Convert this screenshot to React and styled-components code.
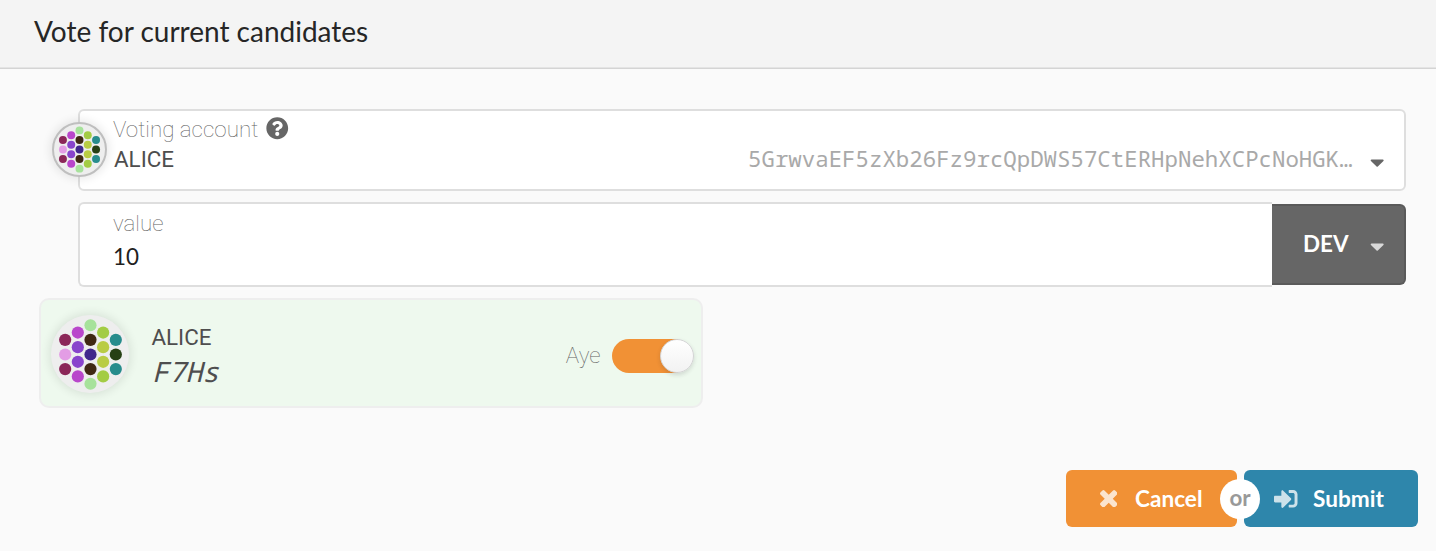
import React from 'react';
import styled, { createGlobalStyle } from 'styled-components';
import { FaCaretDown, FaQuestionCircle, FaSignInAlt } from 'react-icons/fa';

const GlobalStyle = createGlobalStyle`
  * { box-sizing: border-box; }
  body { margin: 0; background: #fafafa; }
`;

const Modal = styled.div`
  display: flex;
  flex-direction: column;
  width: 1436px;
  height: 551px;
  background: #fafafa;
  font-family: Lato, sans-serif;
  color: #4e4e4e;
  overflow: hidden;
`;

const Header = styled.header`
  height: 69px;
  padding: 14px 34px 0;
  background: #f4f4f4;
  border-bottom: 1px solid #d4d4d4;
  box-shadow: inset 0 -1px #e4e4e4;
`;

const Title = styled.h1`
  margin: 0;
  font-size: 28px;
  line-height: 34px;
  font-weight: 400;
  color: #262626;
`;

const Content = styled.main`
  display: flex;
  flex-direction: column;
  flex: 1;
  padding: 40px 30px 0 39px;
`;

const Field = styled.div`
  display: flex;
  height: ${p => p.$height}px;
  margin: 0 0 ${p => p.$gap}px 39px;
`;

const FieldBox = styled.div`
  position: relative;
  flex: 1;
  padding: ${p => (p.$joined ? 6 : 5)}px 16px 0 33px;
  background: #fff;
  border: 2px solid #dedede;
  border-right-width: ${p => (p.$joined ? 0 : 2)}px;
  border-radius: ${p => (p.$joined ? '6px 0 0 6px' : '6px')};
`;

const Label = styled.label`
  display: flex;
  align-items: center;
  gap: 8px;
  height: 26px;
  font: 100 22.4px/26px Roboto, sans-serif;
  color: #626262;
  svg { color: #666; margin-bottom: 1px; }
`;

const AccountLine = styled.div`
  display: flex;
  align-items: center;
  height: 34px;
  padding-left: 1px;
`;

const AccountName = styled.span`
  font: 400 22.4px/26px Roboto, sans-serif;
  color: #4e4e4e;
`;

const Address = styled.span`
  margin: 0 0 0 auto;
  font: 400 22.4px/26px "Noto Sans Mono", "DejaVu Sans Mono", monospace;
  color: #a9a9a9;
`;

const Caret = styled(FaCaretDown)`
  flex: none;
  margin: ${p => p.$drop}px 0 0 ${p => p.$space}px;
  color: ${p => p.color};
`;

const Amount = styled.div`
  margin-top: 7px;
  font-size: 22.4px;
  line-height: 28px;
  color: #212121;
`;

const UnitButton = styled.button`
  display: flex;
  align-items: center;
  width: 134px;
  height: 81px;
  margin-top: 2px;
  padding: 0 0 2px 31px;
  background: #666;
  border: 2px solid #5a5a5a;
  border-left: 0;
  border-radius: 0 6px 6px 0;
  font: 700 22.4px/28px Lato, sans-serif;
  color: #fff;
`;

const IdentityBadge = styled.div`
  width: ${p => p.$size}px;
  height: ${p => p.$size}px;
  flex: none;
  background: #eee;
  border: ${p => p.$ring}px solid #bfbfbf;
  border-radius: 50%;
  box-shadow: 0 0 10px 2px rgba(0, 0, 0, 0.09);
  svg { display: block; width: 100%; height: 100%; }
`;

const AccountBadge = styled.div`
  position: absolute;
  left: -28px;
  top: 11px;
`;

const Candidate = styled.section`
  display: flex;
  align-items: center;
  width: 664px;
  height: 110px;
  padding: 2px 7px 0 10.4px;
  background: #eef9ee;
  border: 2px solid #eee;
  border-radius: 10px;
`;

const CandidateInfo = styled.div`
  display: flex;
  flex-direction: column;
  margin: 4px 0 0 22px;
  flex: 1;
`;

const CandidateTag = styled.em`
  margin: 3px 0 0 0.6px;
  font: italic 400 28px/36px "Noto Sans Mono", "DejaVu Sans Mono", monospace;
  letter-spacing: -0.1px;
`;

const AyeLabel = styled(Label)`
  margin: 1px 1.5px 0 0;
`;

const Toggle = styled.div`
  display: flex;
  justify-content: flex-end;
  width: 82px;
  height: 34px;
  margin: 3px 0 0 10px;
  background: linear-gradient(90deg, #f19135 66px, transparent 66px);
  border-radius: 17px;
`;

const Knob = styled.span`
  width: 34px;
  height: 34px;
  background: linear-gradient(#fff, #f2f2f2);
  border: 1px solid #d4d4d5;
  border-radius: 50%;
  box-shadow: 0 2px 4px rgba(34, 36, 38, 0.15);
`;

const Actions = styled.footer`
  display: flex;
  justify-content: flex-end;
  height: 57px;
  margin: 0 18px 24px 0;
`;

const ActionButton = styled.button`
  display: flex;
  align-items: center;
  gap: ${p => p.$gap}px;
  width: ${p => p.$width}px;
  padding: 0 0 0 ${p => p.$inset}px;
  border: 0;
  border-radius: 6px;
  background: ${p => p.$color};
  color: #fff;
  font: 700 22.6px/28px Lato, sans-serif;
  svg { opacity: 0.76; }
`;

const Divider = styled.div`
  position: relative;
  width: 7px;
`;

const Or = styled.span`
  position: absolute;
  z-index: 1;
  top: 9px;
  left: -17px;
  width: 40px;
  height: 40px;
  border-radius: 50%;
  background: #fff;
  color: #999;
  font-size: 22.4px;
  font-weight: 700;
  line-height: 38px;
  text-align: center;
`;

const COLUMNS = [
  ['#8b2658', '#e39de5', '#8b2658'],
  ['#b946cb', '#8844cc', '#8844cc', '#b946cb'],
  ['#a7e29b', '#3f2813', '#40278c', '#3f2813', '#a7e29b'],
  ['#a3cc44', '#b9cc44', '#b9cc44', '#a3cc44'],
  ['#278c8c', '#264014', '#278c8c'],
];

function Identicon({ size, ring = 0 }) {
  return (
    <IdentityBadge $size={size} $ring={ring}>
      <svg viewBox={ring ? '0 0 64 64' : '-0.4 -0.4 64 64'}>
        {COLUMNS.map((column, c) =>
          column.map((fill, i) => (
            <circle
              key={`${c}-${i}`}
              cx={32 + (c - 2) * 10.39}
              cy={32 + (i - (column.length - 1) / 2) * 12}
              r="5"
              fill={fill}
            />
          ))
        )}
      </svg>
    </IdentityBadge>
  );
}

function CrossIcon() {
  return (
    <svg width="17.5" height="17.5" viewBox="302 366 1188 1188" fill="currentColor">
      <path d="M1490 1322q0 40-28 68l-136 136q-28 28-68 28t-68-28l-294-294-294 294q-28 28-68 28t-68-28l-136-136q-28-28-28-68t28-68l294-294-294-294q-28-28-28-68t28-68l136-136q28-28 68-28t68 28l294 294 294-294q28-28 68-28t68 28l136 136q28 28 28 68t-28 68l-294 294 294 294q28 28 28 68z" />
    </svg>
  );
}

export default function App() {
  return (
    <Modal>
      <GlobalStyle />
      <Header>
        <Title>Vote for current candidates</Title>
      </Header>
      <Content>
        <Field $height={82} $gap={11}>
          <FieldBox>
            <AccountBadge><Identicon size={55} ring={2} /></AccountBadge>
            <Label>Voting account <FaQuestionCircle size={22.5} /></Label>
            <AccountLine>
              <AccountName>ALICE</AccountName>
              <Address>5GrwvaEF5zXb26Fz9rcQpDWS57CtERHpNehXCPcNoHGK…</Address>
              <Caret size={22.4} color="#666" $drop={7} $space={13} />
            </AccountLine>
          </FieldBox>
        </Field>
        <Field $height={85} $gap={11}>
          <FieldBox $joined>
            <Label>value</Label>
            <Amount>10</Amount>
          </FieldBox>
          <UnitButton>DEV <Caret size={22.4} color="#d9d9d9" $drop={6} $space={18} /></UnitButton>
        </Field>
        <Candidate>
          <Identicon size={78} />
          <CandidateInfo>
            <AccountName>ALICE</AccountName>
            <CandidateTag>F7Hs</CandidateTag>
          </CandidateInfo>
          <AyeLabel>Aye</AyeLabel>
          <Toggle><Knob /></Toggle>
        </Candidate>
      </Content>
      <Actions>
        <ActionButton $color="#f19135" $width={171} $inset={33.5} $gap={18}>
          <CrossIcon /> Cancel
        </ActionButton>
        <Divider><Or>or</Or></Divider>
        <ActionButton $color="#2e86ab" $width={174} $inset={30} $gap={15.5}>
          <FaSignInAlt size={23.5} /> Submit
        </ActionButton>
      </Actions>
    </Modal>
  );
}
•••
Restate, line by line and word for word, everything from the top of the material through the line that contains "FaCaretDown, FaQuestionCircle, FaSignInAlt". Leave pictures out.

Convert this screenshot to React and styled-components code.
import React from 'react';
import styled, { createGlobalStyle } from 'styled-components';
import { FaCaretDown, FaQuestionCircle, FaSignInAlt } from 'react-icons/fa';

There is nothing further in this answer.